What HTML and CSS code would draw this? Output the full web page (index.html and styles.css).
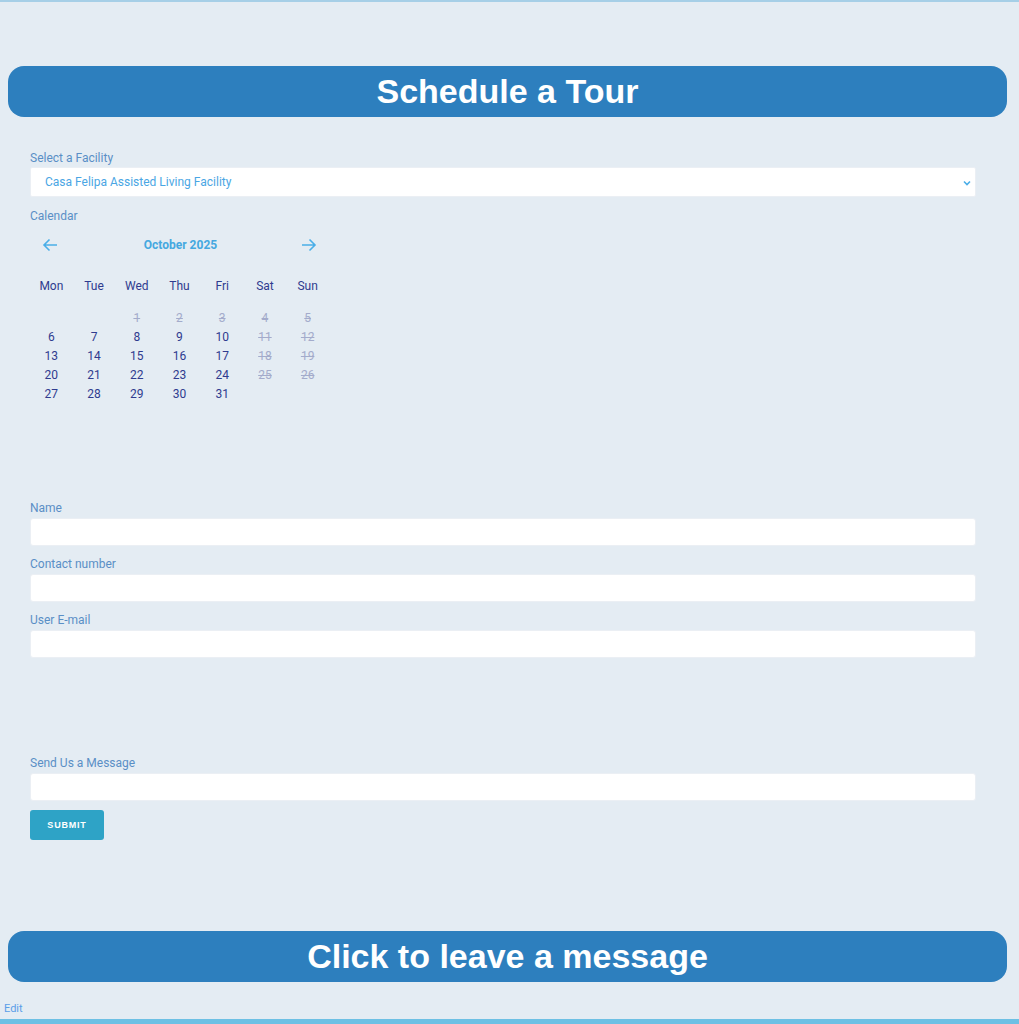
FILE: index.html
```html
<!DOCTYPE html>
<html lang="en">
<head>
<meta charset="utf-8">
<title>Schedule a Tour</title>
<link rel="stylesheet" href="styles.css">
</head>
<body>
<div class="page">
  <h2 class="banner banner-top">Schedule a Tour</h2>
  <form class="tour-form">
    <label class="field-label">Select a Facility</label>
    <div class="select-box">
      <span class="select-value">Casa Felipa Assisted Living Facility</span>
      <svg class="chev" width="8" height="6" viewBox="0 0 8 6"><path d="M1 1.5 L4 4.5 L7 1.5" fill="none" stroke="#4aaee8" stroke-width="1.6"/></svg>
    </div>
    <label class="field-label cal-label">Calendar</label>
    <div class="calendar">
      <div class="cal-nav">
        <svg class="arrow" width="16" height="14" viewBox="0 0 16 14"><path d="M15 7 H2 M7.5 1.5 L2 7 L7.5 12.5" fill="none" stroke="#4aaee8" stroke-width="1.6"/></svg>
        <span class="cal-month">October 2025</span>
        <svg class="arrow" width="16" height="14" viewBox="0 0 16 14"><path d="M1 7 H14 M8.5 1.5 L14 7 L8.5 12.5" fill="none" stroke="#4aaee8" stroke-width="1.6"/></svg>
      </div>
      <div class="cal-grid cal-head">
        <span>Mon</span><span>Tue</span><span>Wed</span><span>Thu</span><span>Fri</span><span>Sat</span><span>Sun</span>
      </div>
      <div class="cal-grid cal-days">
        <span></span><span></span><span class="off">1</span><span class="off">2</span><span class="off">3</span><span class="off">4</span><span class="off">5</span>
        <span>6</span><span>7</span><span>8</span><span>9</span><span>10</span><span class="off">11</span><span class="off">12</span>
        <span>13</span><span>14</span><span>15</span><span>16</span><span>17</span><span class="off">18</span><span class="off">19</span>
        <span>20</span><span>21</span><span>22</span><span>23</span><span>24</span><span class="off">25</span><span class="off">26</span>
        <span>27</span><span>28</span><span>29</span><span>30</span><span>31</span><span></span><span></span>
      </div>
    </div>
    <label class="field-label name-label">Name</label>
    <div class="text-input"></div>
    <label class="field-label gap-label">Contact number</label>
    <div class="text-input"></div>
    <label class="field-label gap-label">User E-mail</label>
    <div class="text-input"></div>
    <label class="field-label msg-label">Send Us a Message</label>
    <div class="text-input"></div>
    <button type="button" class="submit">SUBMIT</button>
  </form>
  <h2 class="banner banner-bottom">Click to leave a message</h2>
  <a class="edit-link">Edit</a>
</div>
<div class="bottom-bar"></div>
</body>
</html>
```
FILE: styles.css
```css
html, body {
  margin: 0;
  padding: 0;
  background: #e4ecf3;
}
body {
  border-top: 2px solid #a6cfe7;
  font-family: Roboto, "Liberation Sans", sans-serif;
  overflow: hidden;
}
.page {
  display: flex;
  flex-direction: column;
}
.banner {
  margin: 0 12px 0 8px;
  height: 51px;
  border-radius: 16px;
  background: #2d7fbe;
  color: #ffffff;
  font-family: "Liberation Sans", Arial, sans-serif;
  font-weight: 700;
  font-size: 34px;
  line-height: 51px;
  text-align: center;
}
.banner-top {
  margin-top: 64px;
}
.banner-bottom {
  margin-top: 91px;
}
.tour-form {
  display: flex;
  flex-direction: column;
  padding: 0 43px 0 30px;
  margin-top: 33px;
}
.field-label {
  font-size: 12px;
  line-height: 16px;
  color: #5a8fc6;
  margin-bottom: 1px;
}
.select-box {
  height: 30px;
  background: #fff;
  border: 1px solid #ebeff4;
  border-radius: 2px;
  box-sizing: border-box;
  display: flex;
  align-items: center;
  justify-content: space-between;
  padding: 0 4px 0 14px;
}
.select-value {
  font-size: 12px;
  color: #4aa6e4;
}
.chev {
  margin-top: 1px;
}
.cal-label {
  margin-top: 11px;
}
.calendar {
  width: 299px;
}
.cal-nav {
  margin-top: 6px;
  height: 28px;
  display: flex;
  align-items: center;
  justify-content: space-between;
  padding: 0 12px 0 12px;
}
.cal-month {
  font-size: 12px;
  font-weight: 700;
  color: #45a8e0;
  margin-left: 2px;
}
.cal-grid {
  display: grid;
  grid-template-columns: repeat(7, 1fr);
  text-align: center;
  font-size: 12px;
  color: #2f3b8f;
}
.cal-grid span {
  line-height: 19px;
}
.cal-head {
  margin-top: 18px;
}
.cal-days {
  margin-top: 13px;
}
.cal-days .off {
  color: #a3abcb;
  text-decoration: line-through;
}
.name-label {
  margin-top: 96px;
}
.text-input {
  height: 28px;
  background: #fff;
  border: 1px solid #ebeff4;
  border-radius: 3px;
  box-sizing: border-box;
}
.field-label + .text-input {
  margin-top: 1px;
}
.gap-label {
  margin-top: 10px;
}
.msg-label {
  margin-top: 97px;
}
.submit {
  align-self: flex-start;
  margin-top: 9px;
  width: 74px;
  height: 30px;
  border: none;
  border-radius: 3px;
  background: #2ea3c6;
  color: #fff;
  font-family: "Liberation Sans", Arial, sans-serif;
  font-weight: 700;
  font-size: 9px;
  letter-spacing: 0.8px;
  padding: 0;
}
.edit-link {
  margin: 19px 0 0 4px;
  font-size: 11px;
  line-height: 16px;
  color: #5a9ee8;
}
.bottom-bar {
  margin-top: 2px;
  height: 20px;
  background: #6dc0e4;
}
```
───
* _Job_:
Pick every line with "page" in it and copy it.

* _Answer to this task_:
What HTML and CSS code would draw this? Output the full web page (index.html and styles.css).
<div class="page">
.page {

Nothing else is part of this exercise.